|
Boost : |
From: Lubomir Bourdev (lbourdev_at_[hidden])
Date: 2006-10-09 16:08:38
> > - What is your evaluation of the documentation?
>
> Not good, really.
> It consists of two parts: the tutorial and the design guide.
> the first is too superficial and the second is both superficial and
too
> detailed in some places. It is easier to say what the documentation of
> this and any other generic library should be:
> 1) The description of the domain covered (it is equal to abstract
> mathematical model)
The domain covered (if I understand you correctly) is providing
abstractions for image representations from algorithms applied on
images, which allows us to write imaging algorithms once and have them
work for images of any representation.
It is specified:
- in the abstract
- in the first paragraph of opensource.adobe.com/gil
- slide 4 of the presentation video
- section 1 of the design guide
> 2) introductory examples of simple library usages
Simple examples of use of the library are provided:
- throughout the tutorial
- throughout the video presentation
- section 15 of the design document
- gil_sample_code.cpp
- numeric_example.cpp
> 3) definitions of concepts _with_ examples of it's implementations and
> adoptation of existing types to model the concept
Examples of implementations of each concept are listed after the concept
is introduced. See the "implementation" subsections in the design guide.
> This section covers the important question of how one can extend the
> library. It is too hard to harvest this information from current
concepts
> definitions in GIL docs.
We have an entire section 16 of the design guide to help with extending
GIL.
In addition, the Virtual Image Views section of the tutorial shows you
an example of how to create arbitrary virtual images.
>
> Mathematically speaking, image is a N-dimensional vector function in
M-
> dimensional space.
> In other words, we have a set of points in one N-dimensional space
(let
> call it S(N)) and a set of points in another M-dimensional space (let
call
> it S'(M), where ' corresponds to the target space), that corresponds
to
> the first set.
> In short form the same can be formulated as:
>
> Image := S(N) -> S'(M)
>
> where ":=" means "by definition"
>
> For example, for the 2D RGB image N == 2 and M == 3.
>
Your definition is an abstract definition of a function. It applies to
images equally well as to any other function, so you can use it to
describe any other library that deals in some way with mathematics.
While our concepts allow for images of arbitrary dimensions, GIL
provides models exclusively for images whose domain is two dimensional
(N=2), and whose range can have an arbitrary (M) dimension.
> To complete this definition, we need to add that each dimension in
both
> spaces is discretized and finite in some interval.
> For example, it is [0,255] for one byte channel in GIL terms.
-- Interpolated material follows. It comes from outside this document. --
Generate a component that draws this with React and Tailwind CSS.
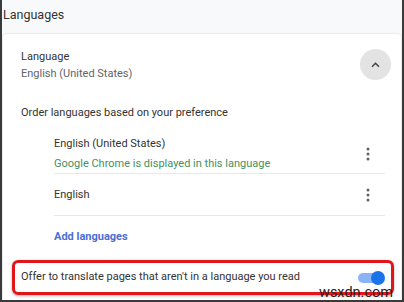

Setting aside the fact that the machine representation of any number is
inherently discrete, discretizing the domains makes the concept too
narrow. Floating point channels are not discrete. You could also define
virtual image views whose coordinates are not integral types.
>
> After defining abstract object we can play with - the Image, we can
define
> Transformations on such objects. and different kinds of
transformations.
>
> The most general transformation can be expressed like this:
>
> Transform := {Img1} -> {Img2}
>
> where Img1 := S(N1) -> S'(M1) and
> Img2 := S(N2) -> S'(M2) and
> {} - defines a set in mathematical sense, so {Img1} is a set of
> images
>
> in other words, all attributes can change:
> dimensions of both, source and target spaces (S and S')
> and a number of images (let call it |{Img}|) in a source and
destination
> image sets:
This is just an abstract definition of an arbitrary transformation. Yes,
I believe all GIL does could be described as a subset of this
formulation, but so can any other math library.
GIL provides transformations that change:
The domain: (subsampled_view, transposed_view,....)
The range: (color_converted_view, nth_channel_view, ...)
Of course, everything stays in the context of 2D images.
>
> The reference to the STL is not by chance. The part of STL that
defines
> and operates on a Random Access Sequences has the same Abstraction
behind
> it, that is formulated here, but only for case when N is identical to
1.
> Wait a minute! STL operates on objects of arbitrarily type T, not on a
> linear spaces of dimension M as in our formulation here. Yes, but
there is
> a one to one relation between the two. (Each class object can be seen
as a
> set of values that it holds and this set of values can be seen as a
set of
> choords in our M-dimensional space)
>
> Note, that even for the case when N == 1 STL doesn't cover all kinds
of
> transformations possible, and it is really sad, GIL should be better
in
> this aspect. Moreover, GIL can (and may be should) supersede STL in a
> Random Access Sequences Transformations business.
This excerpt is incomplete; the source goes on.